- Born: 1964 (age 61–62) Nigeria
- Citizenship: Kenya
- Education: York University (Bachelor of Arts in Economics) University of Leeds (Bachelor of Laws) Kenya School of Law (Advocates Training Programme) United States International University Africa (Master of Business Administration)
- Occupations: Lawyer, corporate executive
- Years active: 1989–present

= Linda Watiri Muriuki =

Kenyan lawyer and corporate executive

Linda Watiri Muriuki (born 1964), is a Kenyan lawyer, who is the managing partner at LJA Associates, a law firm based in Nairobi, Kenya's capital city. Since her appointment in September 2017, she concurrently is a member of the board of directors at Safaricom Plc., the largest mobile network provider in Kenya.

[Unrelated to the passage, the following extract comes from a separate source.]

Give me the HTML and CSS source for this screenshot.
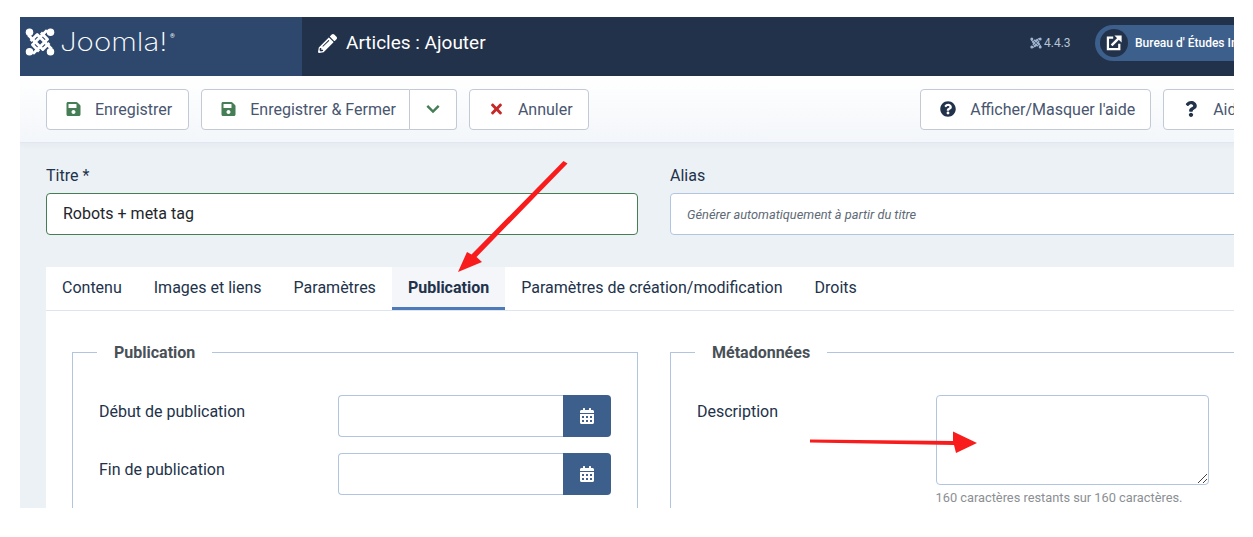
FILE: index.html
```html
<!DOCTYPE html>
<html lang="fr">
<head>
<meta charset="utf-8">
<title>Articles : Ajouter</title>
<link rel="stylesheet" href="styles.css">
</head>
<body>
<svg class="defs" width="0" height="0" aria-hidden="true">
  <symbol id="i-save" viewBox="0 0 448 512"><path fill="currentColor" d="M433.941 129.941l-83.882-83.882A48 48 0 0 0 316.118 32H48C21.49 32 0 53.49 0 80v352c0 26.51 21.49 48 48 48h352c26.51 0 48-21.49 48-48V163.882a48 48 0 0 0-14.059-33.941zM224 416c-35.346 0-64-28.654-64-64 0-35.346 28.654-64 64-64s64 28.654 64 64c0 35.346-28.654 64-64 64zm96-304.52V212c0 6.627-5.373 12-12 12H76c-6.627 0-12-5.373-12-12V108c0-6.627 5.373-12 12-12h228.52c3.183 0 6.235 1.264 8.485 3.515l3.48 3.48A11.996 11.996 0 0 1 320 111.48z"/></symbol>
  <symbol id="i-cal" viewBox="0 0 448 512"><path fill="currentColor" d="M0 464c0 26.5 21.5 48 48 48h352c26.5 0 48-21.5 48-48V192H0v272zm320-196c0-6.6 5.4-12 12-12h40c6.6 0 12 5.4 12 12v40c0 6.6-5.4 12-12 12h-40c-6.6 0-12-5.4-12-12v-40zm0 128c0-6.6 5.4-12 12-12h40c6.6 0 12 5.4 12 12v40c0 6.6-5.4 12-12 12h-40c-6.6 0-12-5.4-12-12v-40zM192 268c0-6.6 5.4-12 12-12h40c6.6 0 12 5.4 12 12v40c0 6.6-5.4 12-12 12h-40c-6.6 0-12-5.4-12-12v-40zm0 128c0-6.6 5.4-12 12-12h40c6.6 0 12 5.4 12 12v40c0 6.6-5.4 12-12 12h-40c-6.6 0-12-5.4-12-12v-40zM64 268c0-6.6 5.4-12 12-12h40c6.6 0 12 5.4 12 12v40c0 6.6-5.4 12-12 12H76c-6.6 0-12-5.4-12-12v-40zm0 128c0-6.6 5.4-12 12-12h40c6.6 0 12 5.4 12 12v40c0 6.6-5.4 12-12 12H76c-6.6 0-12-5.4-12-12v-40zM400 64h-48V16c0-8.8-7.2-16-16-16h-32c-8.8 0-16 7.2-16 16v48H160V16c0-8.8-7.2-16-16-16h-32c-8.8 0-16 7.2-16 16v48H48C21.5 64 0 85.5 0 112v48h448v-48c0-26.5-21.5-48-48-48z"/></symbol>
  <symbol id="i-joomla" viewBox="0 0 32 32">
    <g fill="none" stroke="currentColor" stroke-width="3.100" stroke-linejoin="round">
      <path d="M3.500 8.500L19 24L26 17"/>
      <path d="M23.500 3.500L8 19L15 26"/>
      <path d="M28.500 23.500L13 8L6 15"/>
      <path d="M8.500 28.500L24 13L17 6"/>
    </g>
    <g fill="currentColor">
      <circle cx="4.800" cy="5.500" r="4"/><circle cx="27.200" cy="5.500" r="4"/>
      <circle cx="4.800" cy="26.500" r="4"/><circle cx="27.200" cy="26.500" r="4"/>
    </g>
  </symbol>
</svg>

<div class="frame">
  <div class="sheet">
    <header class="topbar">
      <div class="brand">
        <svg class="brand-mark"><use href="#i-joomla"/></svg>
        <span class="brand-name">Joomla!</span><sup class="brand-reg">®</sup>
      </div>
      <div class="page-title">
        <svg class="title-icon" viewBox="0 0 512 512"><path fill="currentColor" d="M497.9 142.1l-46.1 46.1c-4.7 4.7-12.3 4.7-17 0l-111-111c-4.7-4.7-4.7-12.3 0-17l46.1-46.1c18.7-18.7 49.1-18.7 67.9 0l60.1 60.1c18.8 18.7 18.8 49.1 0 67.9zM284.2 99.8L21.6 362.4.4 483.9c-2.9 16.4 11.4 30.6 27.8 27.8l121.5-21.3 262.6-262.6c4.7-4.7 4.7-12.3 0-17l-111-111c-4.8-4.7-12.4-4.7-17.1 0zM124.1 339.9c-5.5-5.5-5.5-14.3 0-19.8l154-154c5.5-5.5 14.3-5.5 19.8 0s5.5 14.3 0 19.8l-154 154c-5.5 5.5-14.3 5.5-19.8 0zM88 424h48v36.3l-64.5 11.3-31.1-31.1L51.7 376H88v48z"/></svg>
        <h1>Articles : Ajouter</h1>
      </div>
      <div class="version"><svg class="version-mark"><use href="#i-joomla"/></svg>4.4.3</div>
      <div class="site-pill">
        <span class="site-disc">
          <svg class="site-icon" viewBox="0 0 20 20"><path fill="none" stroke="currentColor" stroke-width="2.800" d="M9 3.400H2.400v14.200h14.200V11"/><path fill="none" stroke="currentColor" stroke-width="3" d="M7 13L16 4"/><path fill="currentColor" d="M10.500 0.500h9v9z"/></svg>
        </span>
        <span class="site-name">Bureau d' Études Industriels</span>
      </div>
    </header>

    <nav class="toolbar">
      <button class="btn btn-save"><svg class="ico ico-save"><use href="#i-save"/></svg>Enregistrer</button>
      <div class="btn-group">
        <button class="btn btn-main"><svg class="ico ico-save"><use href="#i-save"/></svg>Enregistrer &amp; Fermer</button>
        <button class="btn btn-caret"><svg class="caret" viewBox="0 0 16 10"><path fill="none" stroke="currentColor" stroke-width="2.800" d="M1.500 1.500L8 8l6.500-6.500"/></svg></button>
      </div>
      <button class="btn"><svg class="ico ico-cancel" viewBox="0 0 352 512"><path fill="currentColor" d="M242.72 256l100.07-100.07c12.28-12.28 12.28-32.19 0-44.48l-22.24-22.24c-12.28-12.28-32.19-12.28-44.48 0L176 189.28 75.93 89.21c-12.28-12.28-32.19-12.28-44.48 0L9.21 111.45c-12.28 12.28-12.28 32.19 0 44.48L109.28 256 9.21 356.07c-12.28 12.28-12.28 32.19 0 44.48l22.24 22.24c12.28 12.28 32.2 12.28 44.48 0L176 322.72l100.07 100.07c12.28 12.28 32.2 12.28 44.48 0l22.24-22.24c12.28-12.28 12.28-32.19 0-44.48L242.72 256z"/></svg>Annuler</button>
      <button class="btn btn-push"><svg class="ico ico-dark" viewBox="0 0 512 512"><path fill="currentColor" d="M504 256c0 136.997-111.043 248-248 248S8 392.997 8 256C8 119.083 119.043 8 256 8s248 111.083 248 248zM262.655 90c-54.497 0-89.255 22.957-116.549 63.758-3.536 5.286-2.353 12.415 2.715 16.258l34.699 26.31c5.205 3.947 12.621 3.008 16.665-2.122 17.864-22.658 30.113-35.797 57.303-35.797 20.429 0 45.698 13.148 45.698 32.958 0 14.976-12.363 22.667-32.534 33.976C247.128 238.528 216 254.941 216 296v4c0 6.627 5.373 12 12 12h56c6.627 0 12-5.373 12-12v-1.333c0-28.462 83.186-29.647 83.186-106.667 0-58.002-60.165-102-116.531-102zM256 338c-25.365 0-46 20.635-46 46 0 25.364 20.635 46 46 46s46-20.636 46-46c0-25.365-20.635-46-46-46z"/></svg>Afficher/Masquer l'aide</button>
      <button class="btn"><svg class="ico ico-dark" viewBox="0 0 384 512"><path fill="currentColor" d="M202.021 0C122.202 0 70.503 32.703 29.914 91.026c-7.363 10.58-5.093 25.086 5.178 32.874l43.138 32.709c10.373 7.865 25.132 6.026 33.253-4.148 25.049-31.381 43.63-49.449 82.757-49.449 30.764 0 68.816 19.799 68.816 49.631 0 22.552-18.617 34.134-48.993 51.164-35.423 19.86-82.299 44.576-82.299 106.405V320c0 13.255 10.745 24 24 24h72.471c13.255 0 24-10.745 24-24v-5.773c0-42.86 125.268-44.645 125.268-160.627C377.504 66.256 286.902 0 202.021 0zM192 373.459c-38.196 0-69.271 31.075-69.271 69.271 0 38.195 31.075 69.27 69.271 69.27s69.271-31.075 69.271-69.271-31.075-69.27-69.271-69.27z"/></svg>Aide</button>
    </nav>

    <main class="content">
      <div class="title-row">
        <div class="field">
          <label class="field-label">Titre *</label>
          <div class="text-input is-valid">Robots + meta tag</div>
        </div>
        <div class="field">
          <label class="field-label">Alias</label>
          <div class="text-input placeholder">Générer automatiquement à partir du titre</div>
        </div>
      </div>

      <section class="card">
        <div class="tabs">
          <span class="tab">Contenu</span>
          <span class="tab">Images et liens</span>
          <span class="tab">Paramètres</span>
          <span class="tab active">Publication</span>
          <span class="tab">Paramètres de création/modification</span>
          <span class="tab">Droits</span>
        </div>
        <div class="panes">
          <fieldset class="group">
            <legend>Publication</legend>
            <div class="row">
              <label class="row-label">Début de publication</label>
              <div class="date-input"><span class="date-box"></span><span class="date-btn"><svg class="cal"><use href="#i-cal"/></svg></span></div>
            </div>
            <div class="row">
              <label class="row-label">Fin de publication</label>
              <div class="date-input"><span class="date-box"></span><span class="date-btn"><svg class="cal"><use href="#i-cal"/></svg></span></div>
            </div>
          </fieldset>
          <fieldset class="group">
            <legend>Métadonnées</legend>
            <div class="row">
              <label class="row-label">Description</label>
              <div class="desc">
                <div class="textarea">
                  <svg class="grip" viewBox="0 0 10 10"><path fill="none" stroke="#444" stroke-width="1" d="M1 10L10 1M6 10L10 6"/></svg>
                </div>
                <small class="help">160 caractères restants sur 160 caractères.</small>
              </div>
            </div>
          </fieldset>
        </div>
      </section>
    </main>
  </div>

  <svg class="annotations" viewBox="0 0 1214 491" aria-hidden="true">
    <path class="ink" d="M543.500 144L547.500 146.500L456.500 240L462 245L438 255L447 235L451.500 237.500Z"/>
    <path class="ink" d="M790 422.500L933 424L933 414.500L957 426L936 436L934 428L790 425.500Z"/>
  </svg>
</div>
</body>
</html>
```

FILE: styles.css
```css
* { box-sizing: border-box; }
html, body { margin: 0; padding: 0; background: #fff; }
body { font-family: Roboto, "Liberation Sans", sans-serif; font-size: 16px; color: #22262a; }
.defs { position: absolute; }

.frame { position: relative; width: 1214px; height: 491px; margin: 17px 0 0 20px; overflow: hidden; background: #ecf1f6; }
.sheet { width: 1300px; }

.topbar { display: flex; align-items: center; height: 59px; background: #22324a; color: #fff; }
.brand { display: flex; align-items: flex-start; width: 282px; height: 100%; background: #2e486d; padding: 10px 0 0 5px; flex: none; }
.brand-mark { width: 30px; height: 30px; color: #fff; flex: none; }
.brand-name { font-family: Inter, sans-serif; font-weight: 200; font-size: 25px; line-height: 30px; margin-left: 5px; width: 110px; transform: scaleX(1.180); transform-origin: left center; }
.brand-reg { font-size: 6px; line-height: 8px; margin: 5px 0 0 0; }
.page-title, .version, .site-pill { margin-bottom: 7px; }
.page-title { display: flex; align-items: center; width: 728px; padding-left: 16px; flex: none; }
.title-icon { width: 19px; height: 19px; margin-right: 9px; flex: none; }
h1 { margin: 0; font-size: 19px; font-weight: 400; line-height: 24px; }
.version { display: flex; align-items: center; font-size: 12px; color: #b5c4d8; width: 65px; flex: none; }
.version-mark { width: 12px; height: 12px; margin-right: 2px; color: #9fb4d0; }
.site-pill { display: flex; align-items: center; width: 220px; height: 36px; background: #3d5f8c; border-radius: 18px 0 0 18px; padding-left: 5px; flex: none; }
.site-disc { display: flex; align-items: center; justify-content: center; width: 28px; height: 28px; border-radius: 50%; background: #22324a; flex: none; }
.site-icon { width: 16px; height: 16px; color: #fff; }
.site-name { font-size: 12px; font-weight: 500; margin-left: 7px; white-space: nowrap; }

.toolbar { display: flex; align-items: center; gap: 12px; height: 67px; padding: 0 59px 0 26px; background: linear-gradient(#fff, #f3f6fa); border-bottom: 1px solid #e1e6ef; box-shadow: 0 2px 6px rgba(34, 50, 74, .04); }
.btn { display: inline-flex; align-items: center; height: 41px; padding: 0 15px 0 19px; background: #fff; border: 1px solid #c3c9d5; border-radius: 4px; font: 400 16px Roboto, sans-serif; color: #495670; white-space: nowrap; }
.btn-save { padding-right: 16px; }
.btn-push { margin-left: auto; }
.btn-group { display: flex; }
.btn-main { border-radius: 4px 0 0 4px; padding-right: 13px; }
.btn-caret { border-left: 0; border-radius: 0 4px 4px 0; padding: 0 16px; width: 47px; color: #457d54; }
.caret { width: 15px; height: 10px; }
.ico { width: 15px; height: 16px; margin-right: 14px; flex: none; }
.ico-save { color: #457d54; }
.ico-cancel { color: #c52827; }
.ico-dark { color: #22324a; width: 16px; }

.content { padding: 21px 72px 0 26px; }
.title-row { display: grid; grid-template-columns: 592px 592px; column-gap: 32px; }
.field-label { display: block; line-height: 24px; height: 29px; color: #22324a; }
.text-input { display: flex; align-items: center; height: 42px; padding: 0 16px; background: #fff; border: 1px solid #b2c5e0; border-radius: 4px; color: #22262a; }
.is-valid { border-color: #457d54; padding-bottom: 2px; }
.placeholder { font-size: 12.800px; font-style: italic; color: #5e6a75; padding-top: 1px; }

.card { margin-top: 32px; background: #fff; width: 1200px; }
.tabs { display: flex; height: 44px; border-bottom: 1px solid #dfe5ef; }
.tab { display: flex; align-items: center; height: 43px; padding: 0 16px 2px; color: #22324a; }
.tab.active { font-weight: 700; background: #f4f6fa; border-bottom: 3px solid #4f7ab8; padding: 1px 16px 0; }
.panes { display: grid; grid-template-columns: 566px 566px; column-gap: 32px; padding: 30px 26px 0; }
.group { margin: 0; min-width: 0; padding: 32px 26px 24px; border: 1px solid #b2c5e0; }
.group legend { margin-left: -2px; padding: 2px 17px 0; font-weight: 700; font-size: 16px; line-height: 20px; color: #495057; }
.row { display: grid; grid-template-columns: 238.500px 273px; margin-bottom: 16px; }
.row-label { padding-top: 5px; line-height: 24px; color: #22324a; }
.date-input { display: flex; height: 42px; }
.date-box { flex: 1; background: #fff; border: 1px solid #b2c5e0; border-right: 0; border-radius: 4px 0 0 4px; }
.date-btn { display: flex; align-items: center; justify-content: center; width: 48px; background: #3d5f8c; border-radius: 0 4px 4px 0; color: #fff; }
.cal { width: 14px; height: 16px; }
.textarea { position: relative; height: 90px; background: #fff; border: 1px solid #b2c5e0; border-radius: 4px; }
.grip { position: absolute; right: 1px; bottom: 1px; width: 10px; height: 10px; }
.help { display: block; margin-top: 5px; font-size: 12.800px; line-height: 16px; color: #8b8f94; white-space: nowrap; }

.annotations { position: absolute; left: 0; top: 0; width: 1214px; height: 491px; pointer-events: none; }
.ink { fill: #f81c1c; }
```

==Background and education==
Muriuki was born in Nigeria in 1964. In 1983 she was admitted to York University, in Toronto, Canada, where she graduated with a Bachelor of Arts degree in Economics. She then transferred to the University of Leeds in the United Kingdom, where she obtained a Bachelor of Laws degree in 1988. She then underwent training Advocates Training Programme at the Kenya School of Law, in Nairobi and was admitted to the Kenyan Bar. In 2010, she obtained a Global Executive Masters of Business Administration from the United States International University Africa in collaboration with Columbia University, in New York City.

==Work experience==
Muriuki worked as a law partner with two law firms in Kenya, before joining LJA Associates. She was partner at Daly & Inamdar, Advocates (1997–2003) and at McVicker & Muriuki (2004–2011). In 2011 she joined LJA Associates, where she is a senior partner and the managing partner.

==Other considerations==
She is a board member of East Africa Reinsurance Company Limited. She was previously a non-executive director of Old Mutual Life Assurance Company Limited (2004–2010) and of the Capital Markets Authority of Kenya (2015–2017). She is a member of the Law Society of Kenya, a member of the Institute of Directors of Kenya, a Chevening Scholar, and an Eisenhower Fellow of Kenya (2003).